_PROBLEM DETAILS:_ Could the lines from the start of the data through the line with "const draft = ref('')" be set down exactly, with no pictures among them?

_DATASET EXCERPT:_
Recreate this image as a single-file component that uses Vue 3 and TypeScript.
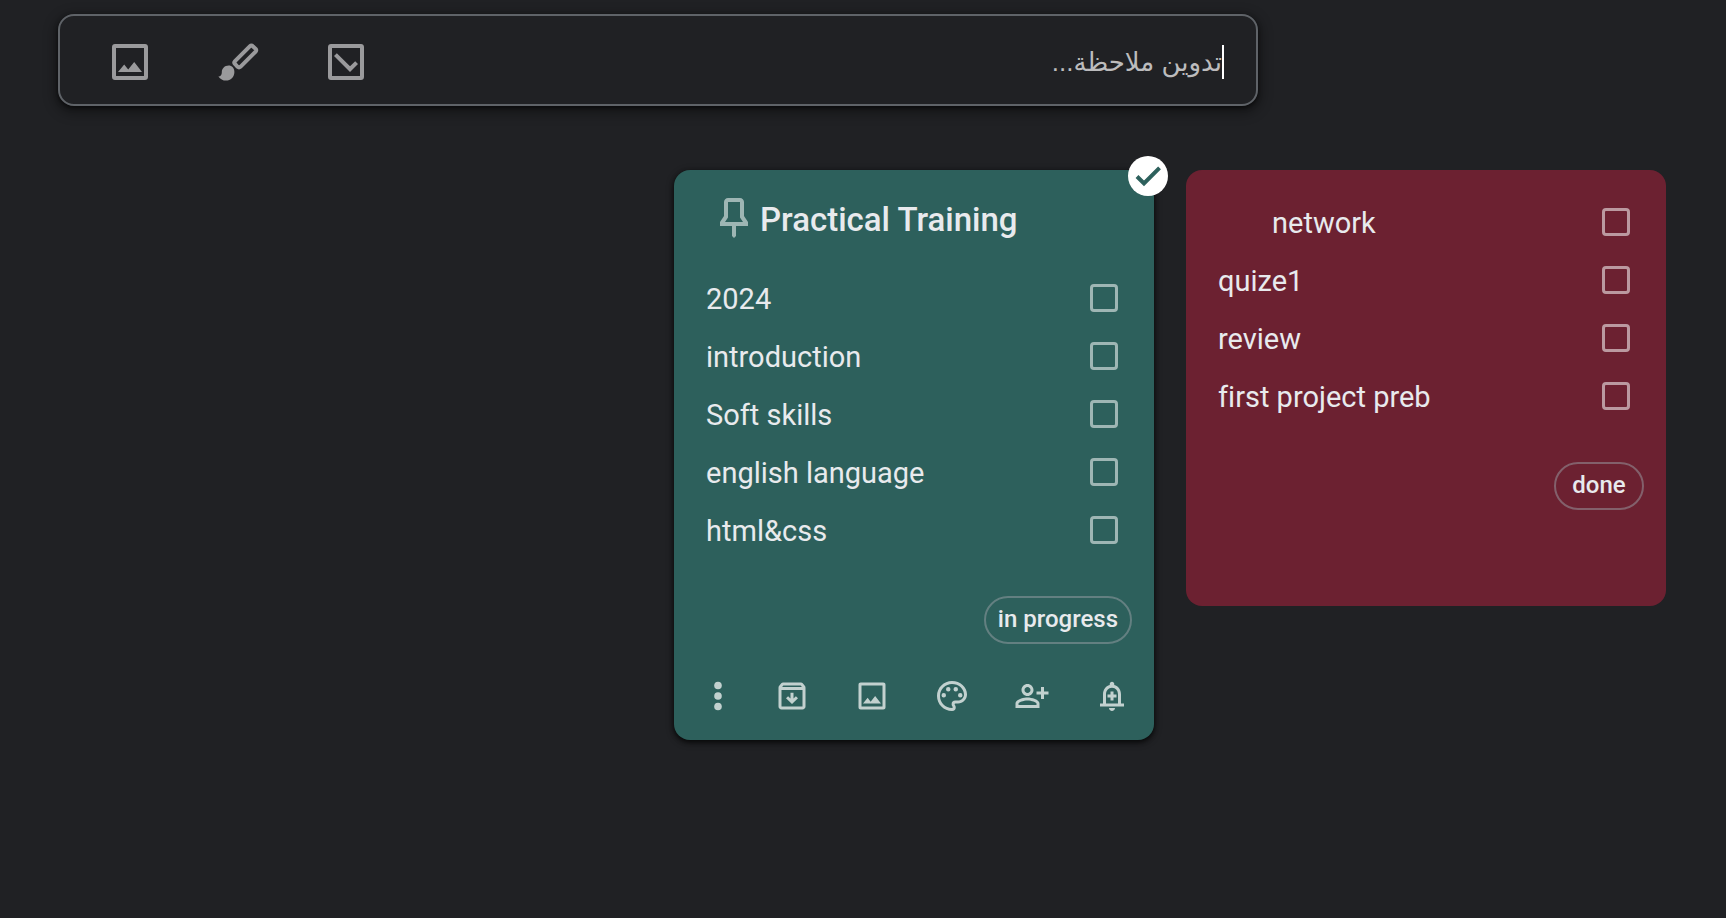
<script setup lang="ts">
import { ref } from 'vue'

interface Item {
  text: string
  nested?: boolean
  done: boolean
}

interface Note {
  id: string
  title?: string
  color: 'teal' | 'wine'
  selected: boolean
  items: Item[]
  label: string
}

const draft = ref('')

const notes = ref<Note[]>([
  {
    id: 'training',
    title: 'Practical Training',
    color: 'teal',
    selected: true,
    items: [
      { text: '2024', done: false },
      { text: 'introduction', done: false },
      { text: 'Soft skills', done: false },
      { text: 'english language', done: false },
      { text: 'html&css', done: false },
    ],
    label: 'in progress',
  },
  {
    id: 'network',
    color: 'wine',
    selected: false,
    items: [
      { text: 'network', nested: true, done: false },
      { text: 'quize1', done: false },
      { text: 'review', done: false },
      { text: 'first project preb', done: false },
    ],
    label: 'done',
  },
])

const imagePath =
  'M19.5 3h-15C3.6 3 3 3.6 3 4.5v15c0 .9.6 1.5 1.5 1.5h15c.9 0 1.5-.6 1.5-1.5v-15c0-.9-.6-1.5-1.5-1.5zM19 19H5V5h14v14zM6 17h12l-3.9-5-3 3.8L9.1 13.2z'

const actions = [
  {
    name: 'Archive',
    path: 'M20.54 5.23l-1.39-1.68C18.88 3.21 18.47 3 18 3H6c-.47 0-.88.21-1.16.55L3.46 5.23C3.17 5.57 3 6.02 3 6.5V19c0 1.1.9 2 2 2h14c1.1 0 2-.9 2-2V6.5c0-.48-.17-.93-.46-1.27zM6.24 5h11.52l.83 1H5.42l.82-1zM5 19V8h14v11H5zM13 9.8h-2v3.9l-1.6-1.6L8 13.5l4 3.9 4-3.9-1.4-1.4-1.6 1.6z',
  },
  { name: 'Add image', path: imagePath },
  {
    name: 'Background options',
    path: 'M12 22C6.49 22 2 17.51 2 12S6.49 2 12 2s10 4.04 10 9c0 3.31-2.69 6-6 6h-1.77c-.28 0-.5.22-.5.5 0 .12.05.23.13.33.41.47.64 1.06.64 1.67A2.5 2.5 0 0 1 12 22zm0-18c-4.41 0-8 3.59-8 8s3.59 8 8 8c.28 0 .5-.22.5-.5a.54.54 0 0 0-.14-.35c-.41-.46-.63-1.05-.63-1.65a2.5 2.5 0 0 1 2.5-2.5H16c2.21 0 4-1.79 4-4 0-3.86-3.59-7-8-7zM5 11.5a1.5 1.5 0 1 0 3 0 1.5 1.5 0 1 0-3 0M8 7.5a1.5 1.5 0 1 0 3 0 1.5 1.5 0 1 0-3 0M13 7.5a1.5 1.5 0 1 0 3 0 1.5 1.5 0 1 0-3 0M16 11.5a1.5 1.5 0 1 0 3 0 1.5 1.5 0 1 0-3 0',
  },
  {
    name: 'Collaborator',
    path: 'M9 12c2.21 0 4-1.79 4-4s-1.79-4-4-4-4 1.79-4 4 1.79 4 4 4zm0-6c1.1 0 2 .9 2 2s-.9 2-2 2-2-.9-2-2 .9-2 2-2zm0 7c-2.67 0-8 1.34-8 4v3h16v-3c0-2.66-5.33-4-8-4zm6 5H3v-.99C3.2 16.29 6.3 15 9 15s5.8 1.29 6 2v1zM20 9V6h-2v3h-3v2h3v3h2v-3h3V9z',
  },
  {
    name: 'Remind me',
    path: 'M18 17v-6c0-3.07-1.63-5.64-4.5-6.32V4c0-.83-.67-1.5-1.5-1.5s-1.5.67-1.5 1.5v.68C7.64 5.36 6 7.92 6 11v6H4v2h16v-2zm-2 0H8v-6c0-2.48 1.51-4.5 4-4.5s4 2.02 4 4.5zM12 22c1.1 0 2-.9 2-2h-4c0 1.1.9 2 2 2zM13 9h-2v2H9v2h2v2h2v-2h2v-2h-2z',
  },
]
</script>

<template>
  <main class="page">
    <form class="composer" @submit.prevent>
      <div class="composer-tools">
        <button type="button" aria-label="New note with image">
          <svg viewBox="0 0 24 24" fill-rule="evenodd"><path :d="imagePath" /></svg>
        </button>
        <button type="button" aria-label="New note with drawing">
          <svg viewBox="0 0 24 24">
            <path
              d="M2.2 19.2c1.2-.1 1.7-.8 1.7-2 0-2 1.5-3.4 3.4-3.4 1.7 0 2.9 1.3 2.9 3.2 0 2.5-1.9 4.3-4.2 4.3-1.5 0-2.9-.8-3.8-2.1z"
            />
            <path
              class="outline"
              d="M18 4.1l-7.5 7.5q-.7.7 0 1.4l1.3 1.4q.7.6 1.4 0l7.6-7.6q.6-.7 0-1.4l-1.4-1.3q-.7-.7-1.4 0z"
            />
          </svg>
        </button>
        <button type="button" aria-label="New list">
          <svg viewBox="0 0 24 24" fill-rule="evenodd">
            <path
              d="M19.5 3h-15C3.6 3 3 3.6 3 4.5v15c0 .9.6 1.5 1.5 1.5h15c.9 0 1.5-.6 1.5-1.5v-15c0-.9-.6-1.5-1.5-1.5zM19 19H5V5h14v14zM6 9l1.42-1.42 6.59 6.59 2.58-2.57L18 13l-4 4z"
            />
          </svg>
        </button>
      </div>
      <div class="composer-field" dir="rtl">
        <span class="caret" aria-hidden="true"></span>
        <input v-model="draft" type="text" placeholder="تدوين ملاحظة..." aria-label="تدوين ملاحظة" />
      </div>
    </form>

    <section class="notes">
      <article v-for="note in notes" :key="note.id" class="note" :class="[note.color, { selected: note.selected }]">
        <button
          v-if="note.selected"
          type="button"
          class="badge"
          aria-label="Deselect note"
          @click="note.selected = false"
        >
          <svg viewBox="0 0 24 24"><path d="M9 16.17L4.83 12l-1.42 1.41L9 19 21 7l-1.41-1.41z" /></svg>
        </button>

        <header v-if="note.title" class="note-head">
          <button type="button" class="pin" aria-label="Pin note">
            <svg viewBox="0 0 24 24">
              <path
                d="M17 4v7l2 3v2h-6v5l-1 1-1-1v-5H5v-2l2-3V4c0-1.1.9-2 2-2h6c1.11 0 2 .89 2 2zM9 4v7.75L7.5 14h9L15 11.75V4H9z"
              />
            </svg>
          </button>
          <h2>{{ note.title }}</h2>
        </header>

        <ul class="items">
          <li v-for="item in note.items" :key="item.text">
            <label :class="{ nested: item.nested }">
              <span>{{ item.text }}</span>
              <input v-model="item.done" type="checkbox" />
            </label>
          </li>
        </ul>

        <div class="labels">
          <button type="button" class="chip">{{ note.label }}</button>
        </div>

        <footer class="toolbar">
          <template v-if="note.selected">
            <button type="button" class="more" aria-label="More">
              <svg viewBox="0 0 24 36">
                <circle cx="12" cy="7.5" r="3.8" />
                <circle cx="12" cy="18" r="3.8" />
                <circle cx="12" cy="28.5" r="3.8" />
              </svg>
            </button>
            <button v-for="action in actions" :key="action.name" type="button" :aria-label="action.name">
              <svg viewBox="0 0 24 24" fill-rule="evenodd"><path :d="action.path" /></svg>
            </button>
          </template>
        </footer>
      </article>
    </section>
  </main>
</template>

<style>
body {
  margin: 0;
  background: #202124;
}
</style>

<style scoped>
.page {
  box-sizing: border-box;
  min-height: 100vh;
  padding: 14px 60px 32px 58px;
  color: #e8eaed;
  font-family: Roboto, 'Noto Sans', sans-serif;
}

button {
  display: block;
  padding: 0;
  border: 0;
  background: none;
  color: inherit;
  font: inherit;
  cursor: pointer;
}

svg {
  display: block;
  width: 100%;
  height: 100%;
  fill: currentColor;
}

.composer {
  display: flex;
  align-items: center;
  justify-content: space-between;
  box-sizing: border-box;
  max-width: 1200px;
  height: 92px;
  padding: 4px 32px 0 46px;
  border: 2px solid #5f6368;
  border-radius: 16px;
  background: #202124;
  box-shadow: 0 2px 4px rgba(0, 0, 0, 0.6), 0 4px 12px 4px rgba(0, 0, 0, 0.3);
}

.composer-tools {
  display: flex;
  gap: 60px;
  color: #9a9a9c;
}

.composer-tools button {
  width: 48px;
  height: 48px;
}

.outline {
  fill: none;
  stroke: currentColor;
  stroke-width: 2;
}

.composer-field {
  display: flex;
  flex: 1;
  align-items: center;
}

.caret {
  width: 2px;
  height: 34px;
  background: #ffffff;
}

.composer-field input {
  flex: 1;
  min-width: 0;
  padding: 0;
  border: 0;
  outline: 0;
  background: none;
  color: #e8eaed;
  font: 26px 'Liberation Sans', 'DejaVu Sans', sans-serif;
}

.composer-field input::placeholder {
  color: #bcbcbd;
  opacity: 1;
}

.notes {
  display: flex;
  flex-wrap: wrap;
  align-items: flex-start;
  justify-content: flex-end;
  gap: 32px;
  margin-top: 64px;
}

.note {
  position: relative;
  width: 480px;
  border-radius: 16px;
}

.teal {
  background: #2d605c;
  color: #2d605c;
}

.wine {
  padding-top: 23px;
  background: #6c2131;
  color: #6c2131;
}

.selected {
  box-shadow: 0 2px 4px rgba(0, 0, 0, 0.6), 0 2px 6px 2px rgba(0, 0, 0, 0.3);
}

.badge {
  position: absolute;
  top: -14px;
  right: -14px;
  width: 40px;
  height: 40px;
  padding: 4px;
  border-radius: 50%;
  background: #ffffff;
}

.badge path {
  stroke: currentColor;
  stroke-width: 1;
}

.note-head {
  display: flex;
  align-items: center;
  gap: 2px;
  padding: 24px 32px 27px 36px;
}

.pin {
  width: 48px;
  height: 48px;
  color: rgba(255, 255, 255, 0.54);
}

h2 {
  margin: 0;
  padding-top: 4px;
  color: #e8eaed;
  font-size: 33px;
  font-weight: 500;
  line-height: 44px;
}

.items {
  margin: 0;
  padding: 0;
  list-style: none;
}

.items label {
  display: flex;
  align-items: center;
  justify-content: space-between;
  height: 58px;
  padding: 0 36px 0 32px;
  color: #e8eaed;
  font-size: 29px;
  font-variant-ligatures: none;
  line-height: 40px;
}

.items span {
  padding-top: 1px;
}

.items .nested {
  padding-left: 86px;
}

.items input {
  appearance: none;
  box-sizing: border-box;
  width: 28px;
  height: 28px;
  margin: 0;
  border: 3px solid rgba(255, 255, 255, 0.54);
  border-radius: 4px;
}

.items input:checked {
  background: rgba(255, 255, 255, 0.54);
}

.labels {
  display: flex;
  justify-content: flex-end;
  padding: 37px 22px 0;
}

.chip {
  min-width: 90px;
  height: 48px;
  padding: 0 12px 2px;
  border: 2px solid rgba(154, 160, 166, 0.5);
  border-radius: 24px;
  color: #e8eaed;
  font-size: 24px;
  font-weight: 500;
}

.toolbar {
  display: flex;
  align-items: center;
  justify-content: flex-end;
  gap: 44px;
  box-sizing: border-box;
  height: 96px;
  padding: 8px 24px 0;
  color: rgba(255, 255, 255, 0.71);
}

.toolbar button {
  width: 36px;
  height: 36px;
}

.toolbar .more {
  width: 24px;
}
</style>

_COMPLETED TASK:_
Recreate this image as a single-file component that uses Vue 3 and TypeScript.
<script setup lang="ts">
import { ref } from 'vue'

interface Item {
  text: string
  nested?: boolean
  done: boolean
}

interface Note {
  id: string
  title?: string
  color: 'teal' | 'wine'
  selected: boolean
  items: Item[]
  label: string
}

const draft = ref('')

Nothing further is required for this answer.